For product banks, plugging into larger established banks’ customer bases might offer a twin benefit, allowing them to reduce terms and to diversify funding. An additional stable retail deposit funding base abroad is cited by the European Central Bank as a benefit because it will often be affected by shocks that are different to those impacting home-country depositors.

So, Atom Bank, for example, might now raise funding in Germany where it has no deposit gathering network of its own. Oney, the French bank that partners with retail stores providing payments services and has never accessed deposit funding at all, raised €600 million of deposits in nine months through Deposit Solutions.

CKV Spaarbank, a Belgian bank, sourced €300 million within three months through Savedo, a B2C proprietary channel that Deposit Solutions acquired in 2017. This had a direct strategic impact for the bank, since the funding for CKV’s recent acquisition of a loan portfolio from Record Bank – a subsidiary of ING – was sourced entirely through Savedo.

Close Brothers can fund its euro asset book in Ireland from a much wider pool of depositors across Europe.

“HSH Nordbank headquartered in Hamburg, traditionally shipping focused and wholesale funded, hasn’t had a retail franchise for deposits, but has begun using our platform and sourced hundreds of millions of euro in deposits in a short period of time,” says Von Bismarck.

Regulators have always viewed retail deposits as a stable form of funding. No doubt they will keep a watch on whether a more open market makes them less dependable.

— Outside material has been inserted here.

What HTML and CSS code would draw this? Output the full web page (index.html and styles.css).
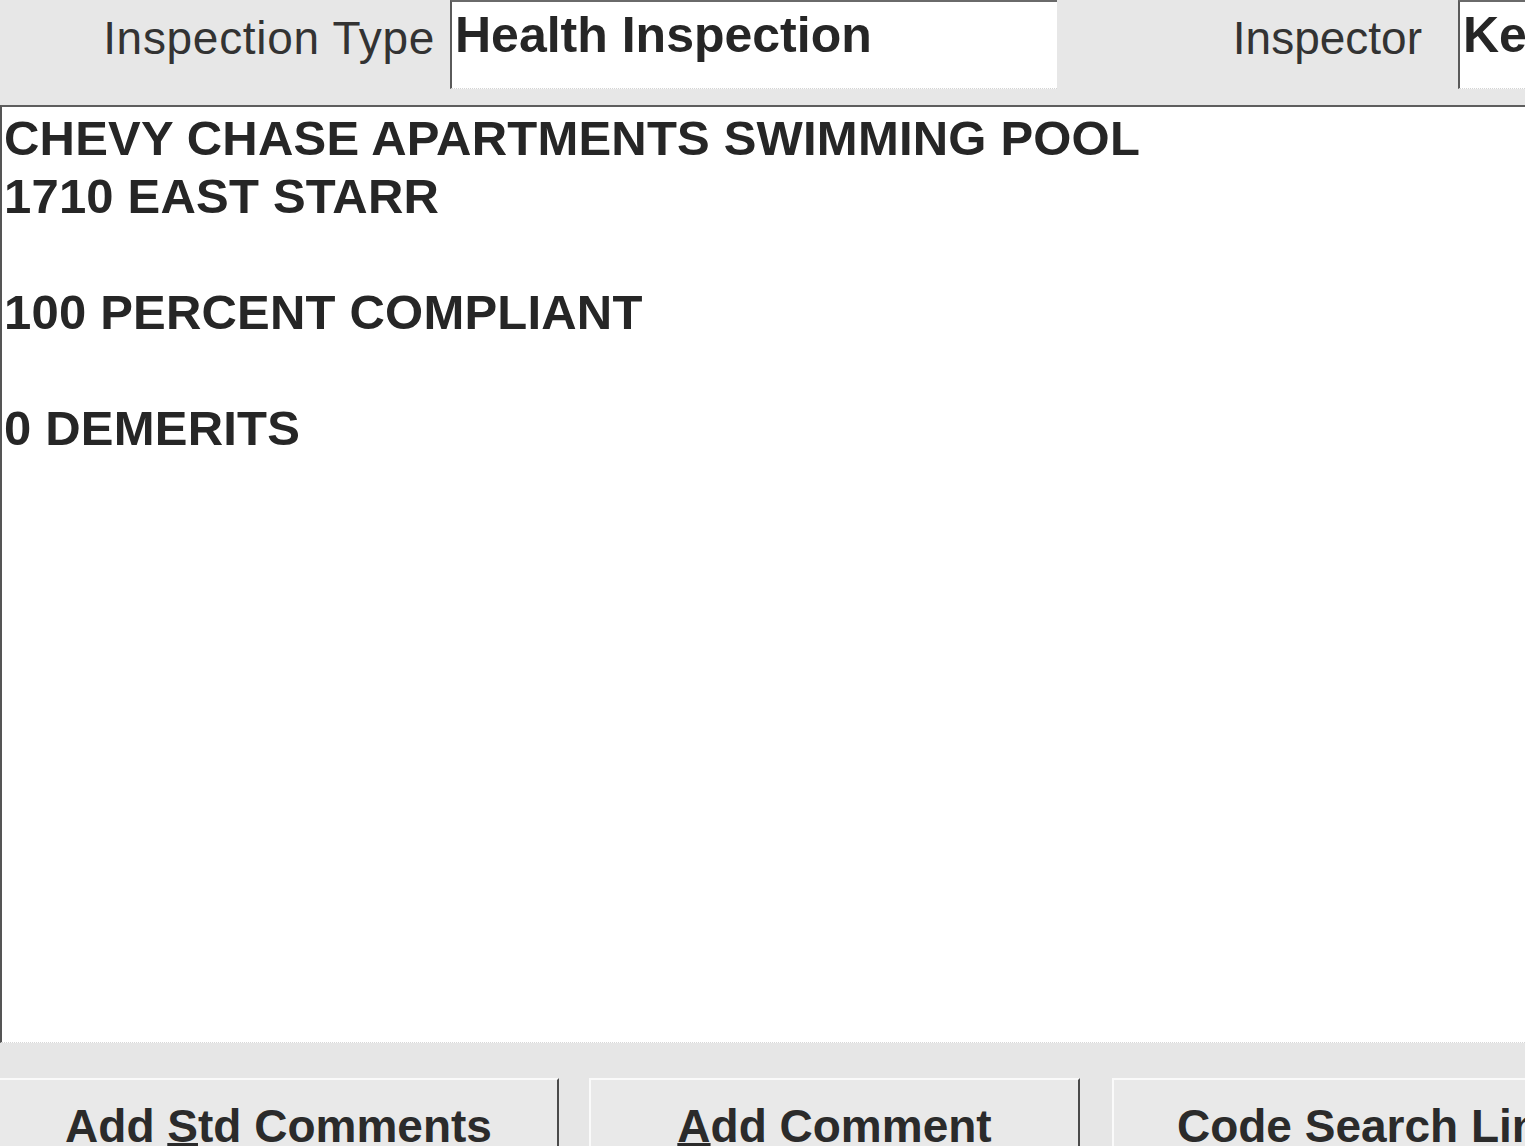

The evidence so far is that it encourages greater diversification among depositors, but not a marked increase in rate hopping. This is a convenience service.

Von Bismarck says: “From a macro-prudential point of view, we are seeing more banks specialize in certain areas, for example trade finance or factoring, that don’t want or need to run large retail infrastructure across Europe.

“An open-banking market for deposits can help stabilize and diversify balance sheets, and that’s helpful for the whole banking system.”